**The exercise:**
Only lines with the word "this" are needed; collect each of them from the listing below.

[Stored items from a collection]
○ ○ ○ ○ ○
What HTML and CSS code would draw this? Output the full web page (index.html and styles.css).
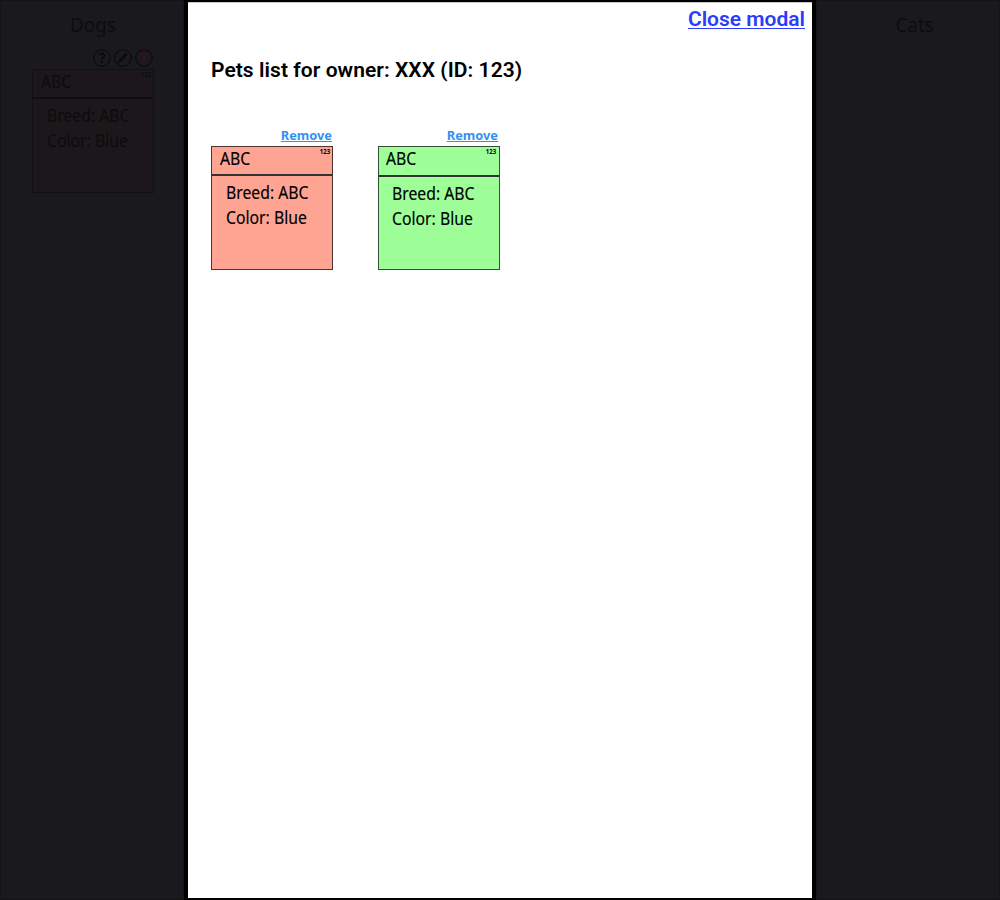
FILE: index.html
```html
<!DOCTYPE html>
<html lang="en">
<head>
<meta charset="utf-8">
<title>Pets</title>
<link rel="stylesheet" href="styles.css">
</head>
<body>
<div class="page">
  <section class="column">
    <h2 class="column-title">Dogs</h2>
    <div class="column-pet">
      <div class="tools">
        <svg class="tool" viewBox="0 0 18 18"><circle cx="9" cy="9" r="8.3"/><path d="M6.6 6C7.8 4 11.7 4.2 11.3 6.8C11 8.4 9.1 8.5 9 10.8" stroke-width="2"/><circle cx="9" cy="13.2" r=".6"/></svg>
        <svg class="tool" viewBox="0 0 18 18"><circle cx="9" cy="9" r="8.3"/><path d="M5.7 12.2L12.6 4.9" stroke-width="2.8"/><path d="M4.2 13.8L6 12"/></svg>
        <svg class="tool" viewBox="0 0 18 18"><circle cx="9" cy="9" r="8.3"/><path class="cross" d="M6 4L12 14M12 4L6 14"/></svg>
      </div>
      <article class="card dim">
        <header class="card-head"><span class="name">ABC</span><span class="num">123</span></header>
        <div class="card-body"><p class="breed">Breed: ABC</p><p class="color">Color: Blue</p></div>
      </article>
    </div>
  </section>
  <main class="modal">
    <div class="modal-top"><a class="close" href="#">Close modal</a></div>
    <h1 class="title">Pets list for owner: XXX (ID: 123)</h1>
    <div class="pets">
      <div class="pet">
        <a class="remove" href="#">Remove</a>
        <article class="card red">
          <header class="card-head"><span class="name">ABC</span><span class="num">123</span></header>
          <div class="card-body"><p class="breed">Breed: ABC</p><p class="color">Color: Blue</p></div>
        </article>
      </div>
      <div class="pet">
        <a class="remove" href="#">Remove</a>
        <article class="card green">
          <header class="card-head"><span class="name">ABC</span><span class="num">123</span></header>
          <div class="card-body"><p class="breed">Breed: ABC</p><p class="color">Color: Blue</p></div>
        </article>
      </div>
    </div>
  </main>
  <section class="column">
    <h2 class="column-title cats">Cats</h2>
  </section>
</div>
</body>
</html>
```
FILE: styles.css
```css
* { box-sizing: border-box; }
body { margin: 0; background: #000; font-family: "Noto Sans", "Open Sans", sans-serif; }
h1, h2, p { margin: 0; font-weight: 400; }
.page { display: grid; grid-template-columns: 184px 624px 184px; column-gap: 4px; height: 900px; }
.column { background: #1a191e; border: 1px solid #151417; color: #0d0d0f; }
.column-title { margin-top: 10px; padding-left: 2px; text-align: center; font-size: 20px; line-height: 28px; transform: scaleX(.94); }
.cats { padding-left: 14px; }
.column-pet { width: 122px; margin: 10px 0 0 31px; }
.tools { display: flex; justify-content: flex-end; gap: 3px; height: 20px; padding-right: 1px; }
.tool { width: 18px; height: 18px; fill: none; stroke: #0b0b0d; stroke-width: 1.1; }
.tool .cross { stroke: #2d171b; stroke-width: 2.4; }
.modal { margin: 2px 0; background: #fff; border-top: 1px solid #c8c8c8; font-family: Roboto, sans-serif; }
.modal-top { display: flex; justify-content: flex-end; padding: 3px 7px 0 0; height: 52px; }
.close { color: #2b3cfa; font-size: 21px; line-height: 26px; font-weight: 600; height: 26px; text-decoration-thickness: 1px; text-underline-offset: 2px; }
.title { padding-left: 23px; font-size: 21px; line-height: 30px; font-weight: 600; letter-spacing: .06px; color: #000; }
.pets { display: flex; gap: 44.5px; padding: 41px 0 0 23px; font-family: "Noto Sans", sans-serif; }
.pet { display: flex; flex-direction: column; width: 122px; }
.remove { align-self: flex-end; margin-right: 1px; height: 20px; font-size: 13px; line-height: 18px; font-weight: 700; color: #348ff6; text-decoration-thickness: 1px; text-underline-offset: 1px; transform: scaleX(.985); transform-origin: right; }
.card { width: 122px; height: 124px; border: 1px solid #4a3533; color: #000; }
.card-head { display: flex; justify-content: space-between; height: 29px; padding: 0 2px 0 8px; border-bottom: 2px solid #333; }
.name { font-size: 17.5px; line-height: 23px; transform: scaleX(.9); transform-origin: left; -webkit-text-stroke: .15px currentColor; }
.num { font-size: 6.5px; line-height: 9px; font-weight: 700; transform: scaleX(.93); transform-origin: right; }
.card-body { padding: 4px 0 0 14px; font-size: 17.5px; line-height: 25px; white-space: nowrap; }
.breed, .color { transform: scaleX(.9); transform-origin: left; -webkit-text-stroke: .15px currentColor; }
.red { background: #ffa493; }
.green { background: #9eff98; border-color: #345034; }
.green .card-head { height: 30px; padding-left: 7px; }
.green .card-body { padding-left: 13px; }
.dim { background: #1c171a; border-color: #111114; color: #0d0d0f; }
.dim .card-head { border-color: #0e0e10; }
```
○ ○ ○ ○ ○
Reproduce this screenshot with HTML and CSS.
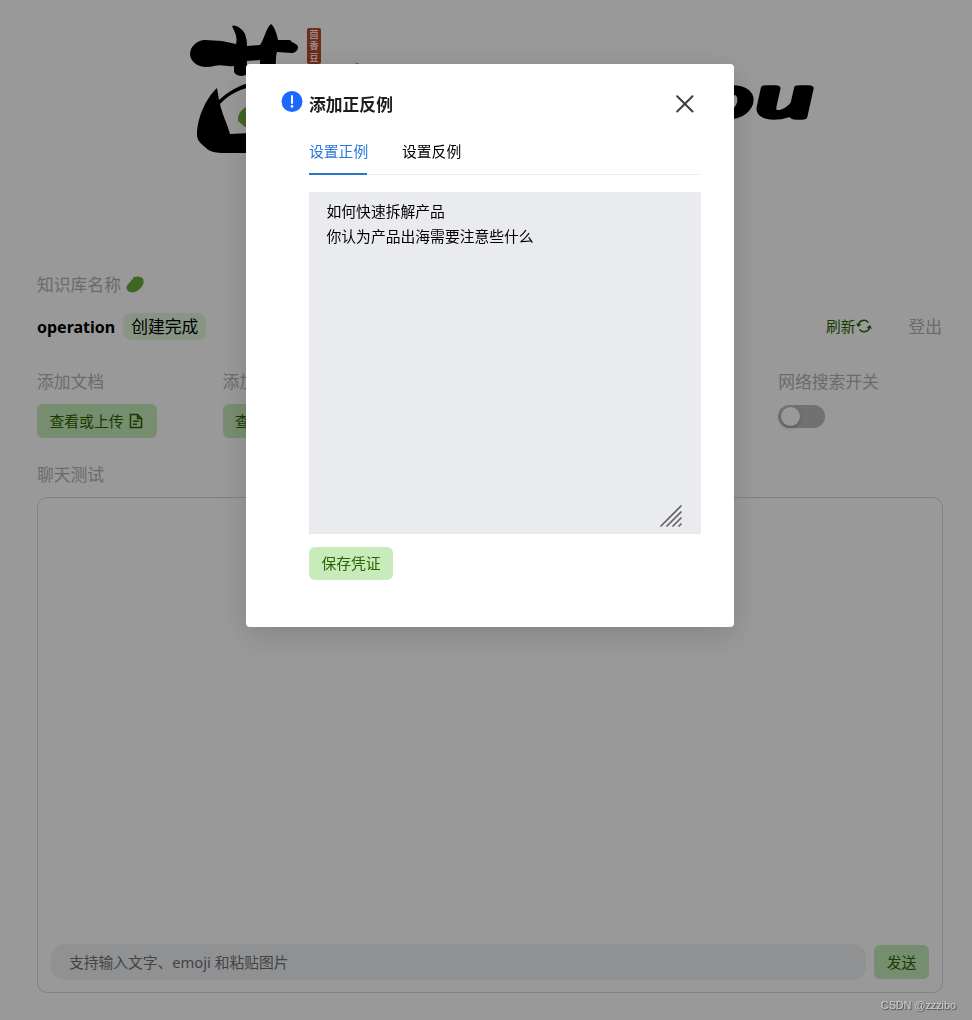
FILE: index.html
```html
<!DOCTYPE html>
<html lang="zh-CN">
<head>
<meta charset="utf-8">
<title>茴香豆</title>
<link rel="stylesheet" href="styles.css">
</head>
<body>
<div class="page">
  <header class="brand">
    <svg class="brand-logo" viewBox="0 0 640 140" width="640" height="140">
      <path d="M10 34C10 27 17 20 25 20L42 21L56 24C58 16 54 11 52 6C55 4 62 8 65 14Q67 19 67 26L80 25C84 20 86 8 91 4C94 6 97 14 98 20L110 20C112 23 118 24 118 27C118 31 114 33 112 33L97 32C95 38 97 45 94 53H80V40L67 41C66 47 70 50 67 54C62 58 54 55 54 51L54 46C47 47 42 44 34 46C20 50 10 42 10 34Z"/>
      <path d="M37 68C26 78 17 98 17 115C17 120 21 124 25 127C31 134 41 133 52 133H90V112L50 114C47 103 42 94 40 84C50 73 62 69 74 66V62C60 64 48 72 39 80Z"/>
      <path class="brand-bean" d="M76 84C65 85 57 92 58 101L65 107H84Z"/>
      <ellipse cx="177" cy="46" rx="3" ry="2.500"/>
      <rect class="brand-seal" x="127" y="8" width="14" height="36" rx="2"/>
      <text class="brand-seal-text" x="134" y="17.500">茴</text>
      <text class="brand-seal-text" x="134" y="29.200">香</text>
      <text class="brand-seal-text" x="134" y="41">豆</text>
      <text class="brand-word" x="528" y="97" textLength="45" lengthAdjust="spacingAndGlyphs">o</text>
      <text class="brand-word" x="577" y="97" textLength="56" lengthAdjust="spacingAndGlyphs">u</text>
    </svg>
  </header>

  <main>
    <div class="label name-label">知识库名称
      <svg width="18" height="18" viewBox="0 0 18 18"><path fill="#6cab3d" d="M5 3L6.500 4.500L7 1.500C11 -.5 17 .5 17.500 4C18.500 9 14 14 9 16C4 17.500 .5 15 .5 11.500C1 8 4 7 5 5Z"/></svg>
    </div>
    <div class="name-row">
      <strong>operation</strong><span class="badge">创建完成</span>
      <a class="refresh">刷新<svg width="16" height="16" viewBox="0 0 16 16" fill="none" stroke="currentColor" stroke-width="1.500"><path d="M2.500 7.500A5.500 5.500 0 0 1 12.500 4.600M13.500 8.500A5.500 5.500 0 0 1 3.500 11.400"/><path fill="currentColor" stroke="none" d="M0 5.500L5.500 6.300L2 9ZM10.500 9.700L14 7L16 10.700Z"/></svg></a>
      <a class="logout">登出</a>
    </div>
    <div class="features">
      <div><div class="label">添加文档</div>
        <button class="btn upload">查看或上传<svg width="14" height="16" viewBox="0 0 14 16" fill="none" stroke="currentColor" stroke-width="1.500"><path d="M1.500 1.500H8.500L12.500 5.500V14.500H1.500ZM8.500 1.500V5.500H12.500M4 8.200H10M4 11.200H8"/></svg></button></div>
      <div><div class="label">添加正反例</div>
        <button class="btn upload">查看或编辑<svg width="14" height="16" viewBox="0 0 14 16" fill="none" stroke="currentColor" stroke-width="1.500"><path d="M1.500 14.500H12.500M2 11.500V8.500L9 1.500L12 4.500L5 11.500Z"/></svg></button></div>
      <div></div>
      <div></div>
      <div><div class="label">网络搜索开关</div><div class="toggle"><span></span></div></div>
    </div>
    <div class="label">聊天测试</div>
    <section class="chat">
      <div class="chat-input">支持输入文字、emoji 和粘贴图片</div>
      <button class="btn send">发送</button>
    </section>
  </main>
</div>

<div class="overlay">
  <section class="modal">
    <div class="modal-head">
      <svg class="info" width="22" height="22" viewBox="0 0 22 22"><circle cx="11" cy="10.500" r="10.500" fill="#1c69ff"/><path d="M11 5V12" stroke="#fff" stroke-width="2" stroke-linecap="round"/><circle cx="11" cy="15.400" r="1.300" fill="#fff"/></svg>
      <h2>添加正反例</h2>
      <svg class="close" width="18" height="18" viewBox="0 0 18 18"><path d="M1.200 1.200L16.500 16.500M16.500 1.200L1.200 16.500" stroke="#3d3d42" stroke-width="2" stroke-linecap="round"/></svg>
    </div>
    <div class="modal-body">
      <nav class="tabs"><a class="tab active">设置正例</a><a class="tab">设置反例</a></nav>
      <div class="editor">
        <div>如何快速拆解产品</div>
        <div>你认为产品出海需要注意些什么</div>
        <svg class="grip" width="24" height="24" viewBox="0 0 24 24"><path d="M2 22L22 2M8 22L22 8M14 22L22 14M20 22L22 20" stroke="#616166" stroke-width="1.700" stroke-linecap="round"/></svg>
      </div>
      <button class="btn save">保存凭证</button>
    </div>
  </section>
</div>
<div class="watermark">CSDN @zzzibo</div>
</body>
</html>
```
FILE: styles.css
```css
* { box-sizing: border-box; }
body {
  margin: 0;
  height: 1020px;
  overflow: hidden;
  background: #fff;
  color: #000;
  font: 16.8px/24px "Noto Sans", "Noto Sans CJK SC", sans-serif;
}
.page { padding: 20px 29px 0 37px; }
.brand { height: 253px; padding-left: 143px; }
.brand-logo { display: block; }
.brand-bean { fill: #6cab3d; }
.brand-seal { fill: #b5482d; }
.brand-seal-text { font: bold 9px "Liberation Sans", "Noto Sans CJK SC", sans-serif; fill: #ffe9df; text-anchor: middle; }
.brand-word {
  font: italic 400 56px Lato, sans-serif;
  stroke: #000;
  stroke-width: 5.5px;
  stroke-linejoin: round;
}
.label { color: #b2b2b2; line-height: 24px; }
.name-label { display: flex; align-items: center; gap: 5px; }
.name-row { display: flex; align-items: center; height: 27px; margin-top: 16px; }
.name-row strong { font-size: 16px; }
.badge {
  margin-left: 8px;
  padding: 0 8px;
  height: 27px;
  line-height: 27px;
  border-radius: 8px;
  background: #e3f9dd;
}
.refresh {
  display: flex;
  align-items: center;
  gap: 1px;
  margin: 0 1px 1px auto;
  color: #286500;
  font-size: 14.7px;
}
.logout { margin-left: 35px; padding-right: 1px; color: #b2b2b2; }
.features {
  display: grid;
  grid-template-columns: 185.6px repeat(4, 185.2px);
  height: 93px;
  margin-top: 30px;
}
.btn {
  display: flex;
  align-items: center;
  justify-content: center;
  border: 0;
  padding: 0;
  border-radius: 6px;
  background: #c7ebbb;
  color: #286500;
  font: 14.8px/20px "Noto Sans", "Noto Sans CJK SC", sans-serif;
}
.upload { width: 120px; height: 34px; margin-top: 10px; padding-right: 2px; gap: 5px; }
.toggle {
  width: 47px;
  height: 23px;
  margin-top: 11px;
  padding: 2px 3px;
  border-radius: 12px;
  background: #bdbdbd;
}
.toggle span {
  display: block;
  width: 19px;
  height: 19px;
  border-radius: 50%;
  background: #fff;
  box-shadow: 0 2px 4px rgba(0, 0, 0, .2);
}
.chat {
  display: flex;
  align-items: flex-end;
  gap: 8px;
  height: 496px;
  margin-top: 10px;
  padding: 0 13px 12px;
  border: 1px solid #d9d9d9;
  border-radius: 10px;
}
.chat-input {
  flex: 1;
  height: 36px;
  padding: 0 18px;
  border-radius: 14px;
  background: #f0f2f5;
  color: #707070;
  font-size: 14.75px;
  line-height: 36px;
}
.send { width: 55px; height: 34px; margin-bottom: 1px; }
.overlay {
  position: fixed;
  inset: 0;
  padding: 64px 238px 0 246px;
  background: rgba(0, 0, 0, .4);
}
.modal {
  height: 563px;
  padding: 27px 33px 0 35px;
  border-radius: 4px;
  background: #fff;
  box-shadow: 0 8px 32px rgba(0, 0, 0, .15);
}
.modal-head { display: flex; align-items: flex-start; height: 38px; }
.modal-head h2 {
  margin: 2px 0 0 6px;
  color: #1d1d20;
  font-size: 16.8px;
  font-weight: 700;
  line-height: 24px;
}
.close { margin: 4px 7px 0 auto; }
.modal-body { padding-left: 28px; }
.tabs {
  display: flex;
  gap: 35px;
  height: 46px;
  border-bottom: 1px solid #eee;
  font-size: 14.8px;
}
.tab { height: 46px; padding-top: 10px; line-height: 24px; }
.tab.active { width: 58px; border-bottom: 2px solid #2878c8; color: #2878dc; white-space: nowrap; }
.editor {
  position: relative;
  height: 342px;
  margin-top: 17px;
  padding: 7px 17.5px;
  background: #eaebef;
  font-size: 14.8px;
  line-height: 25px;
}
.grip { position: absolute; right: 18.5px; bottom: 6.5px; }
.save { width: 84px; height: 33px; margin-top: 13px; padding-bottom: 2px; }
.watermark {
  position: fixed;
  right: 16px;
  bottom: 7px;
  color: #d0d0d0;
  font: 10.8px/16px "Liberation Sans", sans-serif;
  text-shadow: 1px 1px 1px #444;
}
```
○ ○ ○ ○ ○
**Response:**
What HTML and CSS code would draw this? Output the full web page (index.html and styles.css).
Reproduce this screenshot with HTML and CSS.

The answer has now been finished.